Linear field in $\mathbb{R^4}$ such that $\gamma\subset \omega(\gamma)$

Question

I was wondering if there is a example of a Linear field $F:\mathbb{R^4}\to\mathbb{R^4}$(i.e. F(x)=Ax, where A is a 4x4 matrix) such that $F$ admit a non-singular and non-periodic orbit $\gamma$, with the propriety that $\gamma\subset \omega(\gamma)$.

Answer 1

In fact it is possible. The idea is to take two rotations with frequencies which are incommensurable. Then the orbit is not periodic, but in the forward limit you get everything on the torus we are walking on (the quasiperiodic motion lies dense on the torus).

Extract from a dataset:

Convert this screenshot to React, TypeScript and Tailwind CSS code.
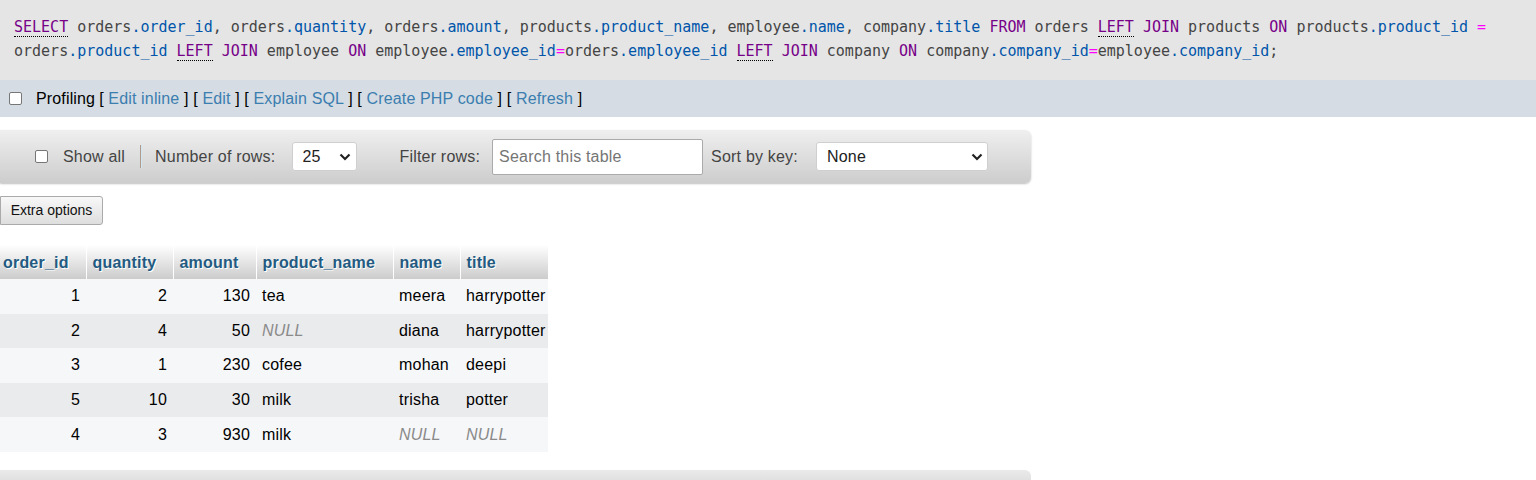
import React from "react";

type Tok = [string, string];

const C: Record<string, string> = {
  p: "text-[#444]",
  k: "text-[#770088]",
  u: "text-[#770088] border-b border-dotted border-black",
  v: "text-[#0055aa]",
  o: "text-[#ff00ff]",
};

const line1: Tok[] = [
  ["u", "SELECT"], ["p", " orders"], ["v", ".order_id"], ["p", ", orders"], ["v", ".quantity"],
  ["p", ", orders"], ["v", ".amount"], ["p", ", products"], ["v", ".product_name"],
  ["p", ", employee"], ["v", ".name"], ["p", ", company"], ["v", ".title"], ["p", " "],
  ["k", "FROM"], ["p", " orders "], ["u", "LEFT"], ["p", " "], ["k", "JOIN"], ["p", " products "],
  ["k", "ON"], ["p", " products"], ["v", ".product_id"], ["p", " "], ["o", "="],
];
const line2: Tok[] = [
  ["p", "orders"], ["v", ".product_id"], ["p", " "], ["u", "LEFT"], ["p", " "], ["k", "JOIN"],
  ["p", " employee "], ["k", "ON"], ["p", " employee"], ["v", ".employee_id"], ["o", "="],
  ["p", "orders"], ["v", ".employee_id"], ["p", " "], ["u", "LEFT"], ["p", " "], ["k", "JOIN"],
  ["p", " company "], ["k", "ON"], ["p", " company"], ["v", ".company_id"], ["o", "="],
  ["p", "employee"], ["v", ".company_id"], ["p", ";"],
];

function Line({ toks }: { toks: Tok[] }) {
  return (
    <div className="whitespace-pre h-6 leading-6">
      {toks.map((t, i) => (
        <span key={i} className={C[t[0]]}>
          {t[1]}
        </span>
      ))}
    </div>
  );
}

function Chevron() {
  return (
    <svg width="12" height="8" viewBox="0 0 12 8" className="shrink-0">
      <path d="M1.5 1.5 L6 6 L10.5 1.5" fill="none" stroke="#222" strokeWidth="2.2" />
    </svg>
  );
}

function Check({ className = "" }: { className?: string }) {
  return (
    <span
      className={
        "inline-block w-[13px] h-[13px] rounded-[2px] border border-[#767676] bg-white shrink-0 " +
        className
      }
    />
  );
}

const rows: (string | null)[][] = [
  ["1", "2", "130", "tea", "meera", "harrypotter"],
  ["2", "4", "50", null, "diana", "harrypotter"],
  ["3", "1", "230", "cofee", "mohan", "deepi"],
  ["5", "10", "30", "milk", "trisha", "potter"],
  ["4", "3", "930", "milk", null, null],
];

const heads = ["order_id", "quantity", "amount", "product_name", "name", "title"];
const widths = ["w-[86px]", "w-[87px]", "w-[83px]", "w-[137px]", "w-[67px]", "w-[88px]"];

export default function App() {
  const font = { fontFamily: '"Liberation Sans", Arial, sans-serif' };
  return (
    <div className="w-[1536px] h-[480px] overflow-hidden bg-white text-[#333] tracking-[0.2px]" style={font}>
      {/* SQL */}
      <div
        className="bg-[#e5e5e5] h-[80px] pt-[15px] pl-[14px] text-[15px] tracking-normal"
        style={{ fontFamily: '"DejaVu Sans Mono", "Liberation Mono", monospace' }}
      >
        <Line toks={line1} />
        <Line toks={line2} />
      </div>

      {/* Profiling bar */}
      <div className="bg-[#d5dce3] h-[37px] flex items-center pl-[9px] text-[16px] text-black tracking-[0.15px]">
        <Check />
        <span className="ml-[14px]">Profiling</span>
        <span className="ml-[4px] whitespace-pre">
          [ <span className="text-[#3b7eb0]">Edit inline</span> ] [ <span className="text-[#3b7eb0]">Edit</span> ] [ <span className="text-[#3b7eb0]">Explain SQL</span> ] [ <span className="text-[#3b7eb0]">Create PHP code</span> ] [ <span className="text-[#3b7eb0]">Refresh</span> ]
        </span>
      </div>

      {/* Nav bar */}
      <div className="mt-[13px] w-[1031px] h-[53px] rounded-r-[6px] bg-gradient-to-b from-[#efefef] to-[#cdcdcd] shadow-[0_1px_2px_rgba(0,0,0,0.25)] flex items-center pl-[35px] text-[16px] text-[#444]">
        <Check />
        <span className="ml-[15px]">Show all</span>
        <span className="ml-[15px] h-[23px] w-[2px] flex">
          <span className="w-px bg-[#b09a8a]" />
          <span className="w-px bg-[#cfe6f5]" />
        </span>
        <span className="ml-[13px]">Number of rows:</span>
        <div className="ml-[17px] w-[65px] h-[29px] bg-white border border-[#cfcfcf] rounded-[3px] flex items-center justify-between pl-[9px] pr-[5px] text-[#222]">
          <span>25</span>
          <Chevron />
        </div>
        <span className="ml-[42px]">Filter rows:</span>
        <div className="ml-[12px] w-[211px] h-[36px] bg-white border border-[#aaa] rounded-[2px] flex items-center pl-[6px] text-[#757575]">
          Search this table
        </div>
        <span className="ml-[8px]">Sort by key:</span>
        <div className="ml-[18px] w-[172px] h-[29px] bg-white border border-[#cfcfcf] rounded-[3px] flex items-center justify-between pl-[10px] pr-[4px] text-[#222]">
          <span>None</span>
          <Chevron />
        </div>
      </div>

      {/* Extra options */}
      <div className="mt-[13px] w-[103px] h-[29px] border border-[#aaa] rounded-r-[3px] bg-gradient-to-b from-[#f8f8f8] to-[#dedede] flex items-center justify-center text-[14px] text-[#111] tracking-normal">
        Extra options
      </div>

      {/* Table */}
      <table className="mt-[20px] border-collapse text-[16px]">
        <thead>
          <tr className="h-[34px] bg-gradient-to-b from-white to-[#cccccc]">
            {heads.map((h, i) => (
              <th
                key={h}
                className={
                  widths[i] +
                  " text-left font-bold text-[#235a81] p-0 align-middle pt-[1px] " +
                  (i === 0 ? "pl-[3px] " : "pl-[6px] ") +
                  (i < heads.length - 1 ? "border-r border-white" : "")
                }
                style={{ textShadow: "1px 1px 0 #fff" }}
              >
                {h}
              </th>
            ))}
          </tr>
        </thead>
        <tbody>
          {rows.map((r, ri) => (
            <tr key={ri} className={(ri % 2 === 0 ? "bg-[#f6f7f9]" : "bg-[#eaebed]") + " h-[34.6px]"}>
              {r.map((c, ci) => {
                const num = ci < 3;
                return (
                  <td
                    key={ci}
                    className={
                      "p-0 align-middle " +
                      (num ? "text-right pr-[6px] text-black " : "text-left pl-[6px] text-black ")
                    }
                  >
                    {c === null ? <i className="text-[#8a8a8a]">NULL</i> : c}
                  </td>
                );
              })}
            </tr>
          ))}
        </tbody>
      </table>

      {/* Bottom bar */}
      <div className="mt-[18px] w-[1031px] h-[20px] rounded-tr-[6px] bg-gradient-to-b from-[#eaeaea] to-[#d8d8d8]" />
    </div>
  );
}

Take $f_1 , f_2 \in \mathbb{R}$ linearly independent over $\mathbb{Z}$. Then consider

$$ A = \begin{pmatrix} 0 & f_1 &0 & 0 \\ -f_1 & 0 &0 &0 \\ 0& 0& 0 & f_2 \\ 0 & 0 & -f_2 &0 \end{pmatrix}.$$

Then the flow of the associated ODE is given by for $x= (x_1, x_2)\in \mathbb{R}^4$

$$ e^{tA} x = \begin{pmatrix} \cos(t f_1) & - \sin(t f_1) & 0 &0 \\ \sin(t f_1) & \cos(t f_1) & 0 &0 \\ 0 & 0& \cos(t f_2) & - \sin(t f_1) \\ 0 &0 & \sin(t f_2) & \cos(t f_2) \end{pmatrix} x $$

Thus, we get that the orbit $\gamma$ of $x$ is contained in a torus depending on $x$. More precisely

$$\gamma \subseteq \{ (y_1, y_2) \in \mathbb{R}^4 \ : \ \vert y_1 \vert = \vert x_1 \vert, \ \vert y_2 \vert = \vert x_2 \vert \} $$

Next we prove

$$\omega(\gamma) = \{ (y_1, y_2) \in \mathbb{R}^4 \ : \ \vert y_1 \vert = \vert x_1 \vert, \ \vert y_2 \vert = \vert x_2 \vert \}.$$

Pick $(y_1, y_2) \in \mathbb{R}^4$ such that $\vert y_1 \vert = \vert x_1 \vert, \ \vert y_2 \vert = \vert x_2 \vert.$ There exists $t_0$ such that

$$ y_1 = \begin{pmatrix} \cos(t_0 f_1) & - \sin(t_0 f_1) \\ \sin(t_0 f_1) & \cos(t_0 f_1) \end{pmatrix} x_1. $$

Now we set $T=2\pi/f_1$, then we get for all $n\in \mathbb{N}$

$$ e^{(t+nT)A}x = \begin{pmatrix} y_1 \\ \begin{pmatrix} \cos((t_0+nT) f_2) & - \sin((t_0+nT) f_2) \\ \sin((t_0+nT) f_2) & \cos((t_0+nT) f_2) \end{pmatrix} x_2 \end{pmatrix}.$$

As $f_1, f_2$ are linearly independent over $\mathbb{Z}$, we have that

$$ \left(\begin{pmatrix} \cos((t_0+nT) f_2) & - \sin((t_0+nT) f_2) \\ \sin((t_0+nT) f_2) & \cos((t_0+nT) f_2) \end{pmatrix}x_2 \right)_{n\in \mathbb{N}}$$

lies dense in $\{ z \in \mathbb{R}^2 \ : \ \vert z \vert = \vert x_2 \vert \}$ and hence, find a sequence $(n_k)_{k\in \mathbb{N}} \subseteq \mathbb{N}$ such that

$$ \lim_{k\rightarrow \infty} e^{(t_0+n_kT)A}x =y.$$

I.e. $y\in \omega(\gamma)$. As our flow preserves the norm, we get that

$$ \omega(\gamma) = \{ (y_1, y_2) \in \mathbb{R}^4 \ : \ \vert y_1 \vert = \vert x_1 \vert, \ \vert y_2 \vert = \vert x_2 \vert \} $$

and thus $\gamma \subseteq \omega(\gamma)$. Note that the orbit is not periodic if $\vert x_1 \vert \neq 0$ and $\vert x_2 \vert \neq 0$, as the frequencies $f_1,f_2$ are linearly independent.